You are so fucking weird in a good short bus way.
 
bound and pulled através do céu
é o que desejo to happen
but it's a mess, vês?
o horizonte tão distante lies
beyond sight uma necessidade
to fasten distâncias desfeitas
sem sentido sem comma
this poem makes no sense
sem duas partes
 
I am sure every reader is different but for me, yes, if you use a single comma then I will expect full punctuation in the rest of your piece- the same as I would if it was a prose piece. Just one reader's opinion though, and what a writer chooses to do or not do ultimately is about what they want and if they are communicating well with their intended audience.

I use punctuation pretty much in the same manner I would if I was writing prose. I think personally as a reader I find it jarring if the phrasing in a poem does not warrant punctuation grammatically but a poet randomly throws it in there.
Punctuation and capitalization are a system of rules designed to facilitate and clarify communication. If they devolve into randomness they no longer do that job for me. For me it muddies the water to use it here and there depending on mood in the same way it would if a writer changed languages half way through a poem. If commas or capitalization are not random in prose then I don't think they should be random in poetry either. And for me, clarity is the foundation of great writing.

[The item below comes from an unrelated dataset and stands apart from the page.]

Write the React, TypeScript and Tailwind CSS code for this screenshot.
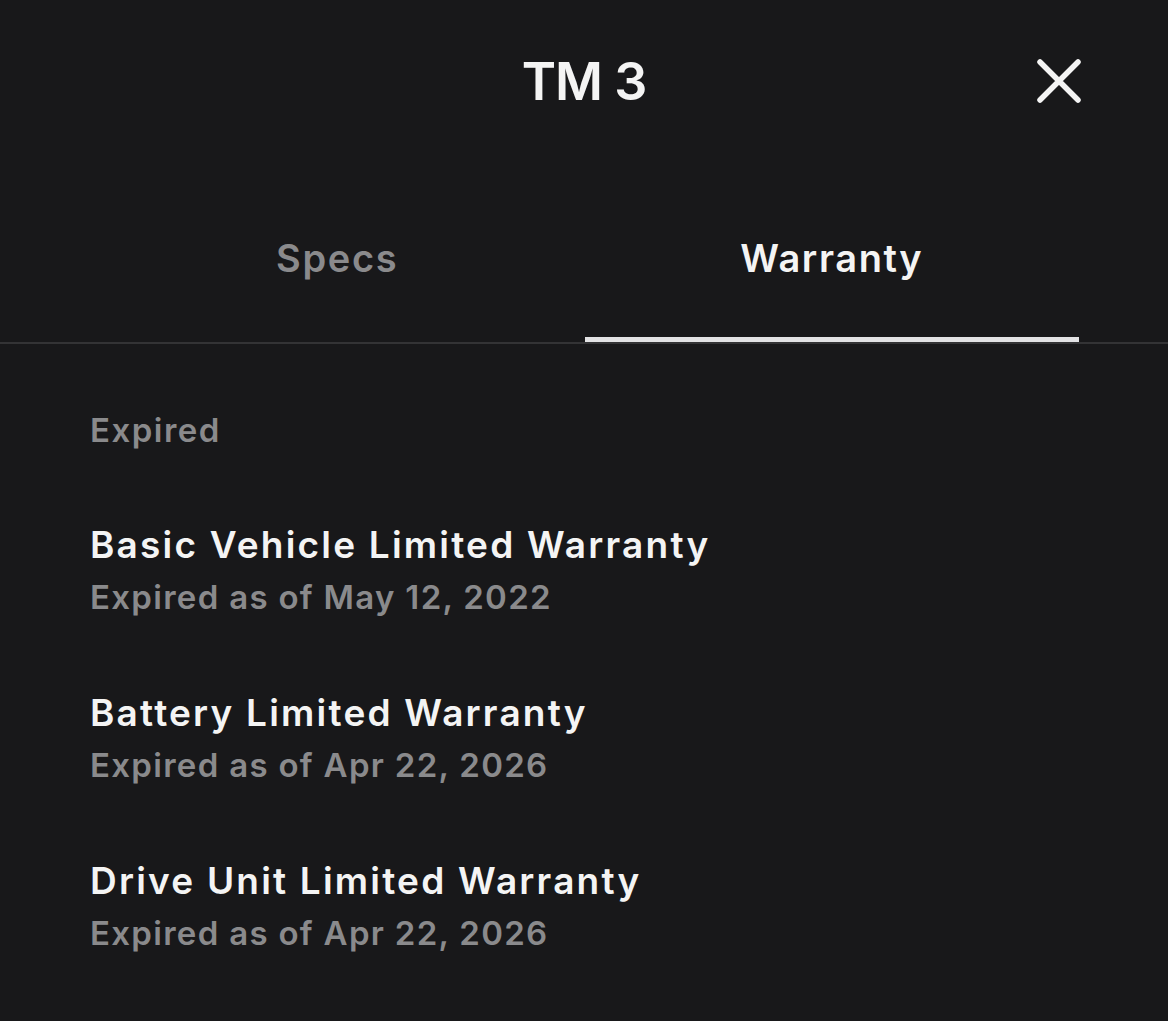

So, my feeling is that if you don't want to follow the punctuation rules then don't punctuate at all because poetry does allow you that freedom (if you wish to take it) to write in a capital and punctuation-free style. And I am fine reading a poem that does not use any punctuation conventions. I just look for my reading cues in the breaking.

But like I said, if your intended audience is not me then who cares what I think? ;)
do not read e.e. cummings

He disdained rules in poetry simply because he argued the poet is in charge of what the poem looks like, just as a painter is in charge of how the portrait looks.
 
as to the second, i'd say 'yes' but, again, i suspect it's all about the skill of the hand creating the piece as to how intrusive we find it, and (possibly) the skill of the reader as to how they interpret pieces with sparse or no punctuation at all. as to whether or not it's a failing or a deliberate decision . . . hmmn, at best guess it's all about what we know of the author, how skilled we find them to be already through reading other material of theirs. if i find something 'failing' in a piece by someone i know to be adept at handling this stuff, then i look again at my own shortcomings as a reader to see if the fault lies with me. often it is, and it's always worth that visit to check yourself before checking the author for an error of their judgement.

I was thinking more from a writer's point of view than a reader. I'm still working out how, other than line breaks and commas, to indicate emphasis on a certain word or phrase. I've used itals, but that's for very strong emphasis. I'm still working on how to present softer emphasis. Ah well, I'll figure it out one of these days.

On a side note, I've got two I want to do as audio, when i finally figure out how, as I sometimes feel mine are better heard than read. I'll be interested to hear your honest opinion on the readings. I'm thick skinned, so a thumbs down wouldn't make me cry too awful much ;)
 
do not read e.e. cummings

He disdained rules in poetry simply because he argued the poet is in charge of what the poem looks like, just as a painter is in charge of how the portrait looks.

Could you elaborate? Why not read him? Do you disagree with what he said, then?